Human Druid - Greg Burke, Maker of Videos

I love Dungeons & Dragons. I played it a lot growing up, but as an adult, I can appreciate it even more. I like playing as a Human, well, because I am human, and it’s easy to look at yourself and other players that are human. I know It’s a common thing, but I was never really interested in pretending I’m a 6ft tall Half Orc, or a 4ft tall Halfling. My favorite class is Druid. Being able to do things like talk to animals makes for some hilarious DM (Dungeon Master) situations. Using nature type spells to not really damage an enemy, but rather role play through something. Like growing vines on the side of a building so you and your party can climb it, creating fog so you can sneak by something or obscure the vision of guards or other NPCs. And I’m telling you “Speak with Plants” is absolutely the single best spell ever if you really want to make you DM think outside the box. Underwater breathing, Stone Shape, Shapechange, and more... The class is just a blast to role play.

Elf - Steve Tyminski 

I think everyone’s failsafe race to pick in Dungeons & Dragons is either an Orc or an Elf. I’m going with Elf as my favorite. They can be magic users as well as sword fighters. Having options in D&D is always a good thing. Elves have always been seen as an enlightened and interesting group of people. They’re also able to live for a long time and keep their youthful appearance.
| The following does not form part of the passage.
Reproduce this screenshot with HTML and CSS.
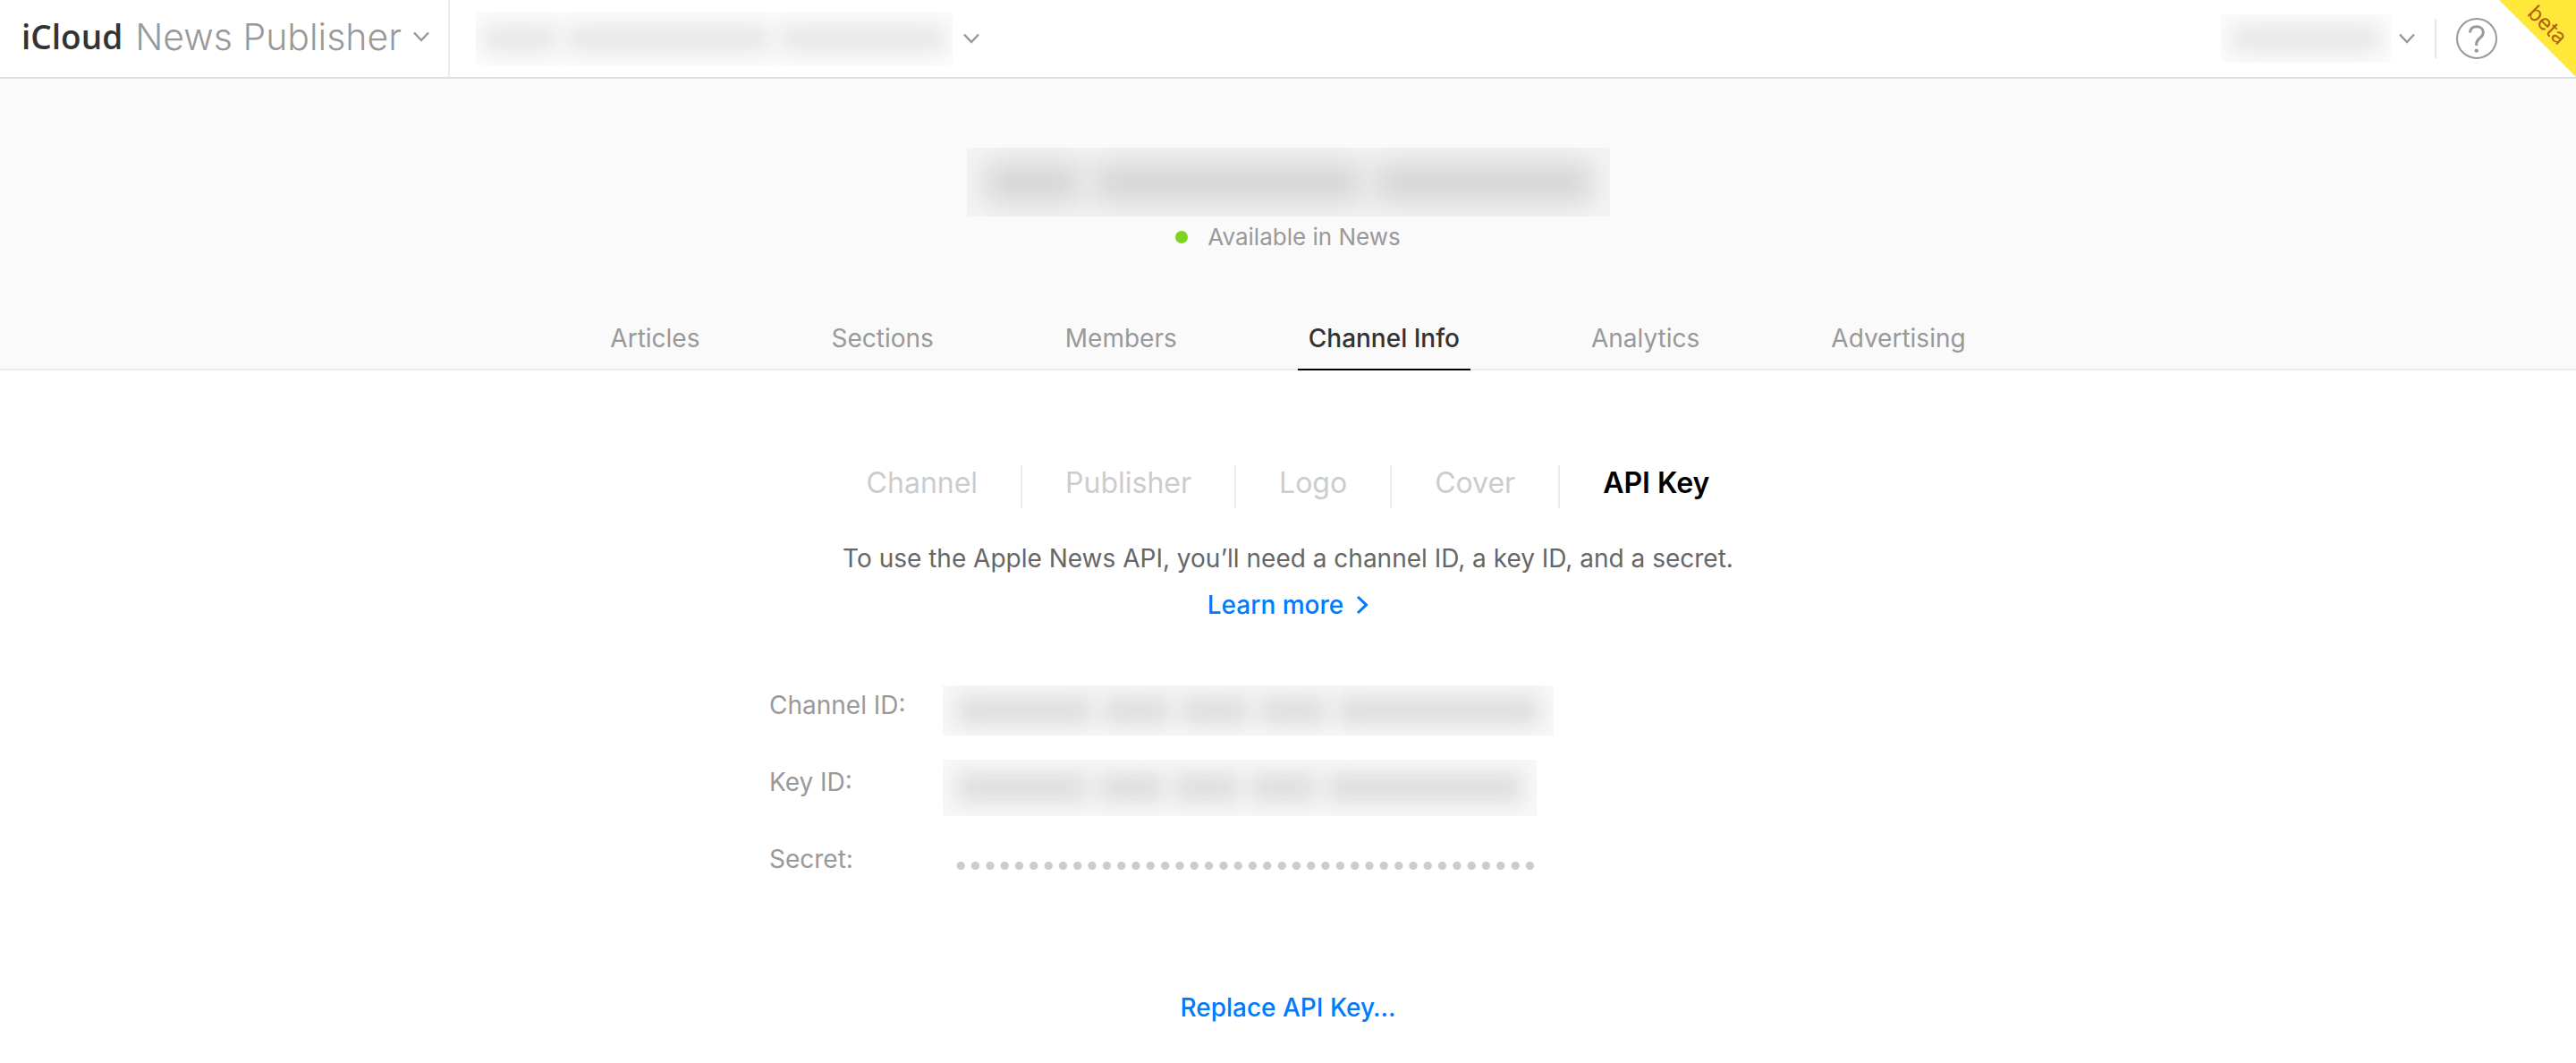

There are also several variations of Elf so everyone playing can have their preference.

Monk - Jan Ole Peek - Grumpy Gamer

Image courtesy of D&D Beyond

As a Dungeon Master, I despise this class in particular, so it must make for a good player’s choice, right? Monks are not only experts in close combat, but also possess several unique features that can really influence a battle. Using their Ki points, Monks can perform a variety of bonus actions ranging from the greatly effective Stunning Strike to Deflect Missiles and Extra Attack. Perhaps the biggest selling point of the Monk class is that it gets access to many of these abilities at relatively low levels, making the Monk an early powerhouse in your party. While Monks have no magic abilities, they are some of the most effective fighters and incredibly fun to play. The first time you stun that big bad evil guy, just have a look at your DM’s face, and you won’t be able to contain that smirk.

It certainly looks like there would be quite a diverse party if the Shacknews crew ever decided to campaign together. Maybe one day we'll all get to sit down and adventure. But now that you know what our favorite races and classes are, it's time for you to let us know what you play as. Feel free to the join conversation in the comments and let us know what you're into when playing D&D.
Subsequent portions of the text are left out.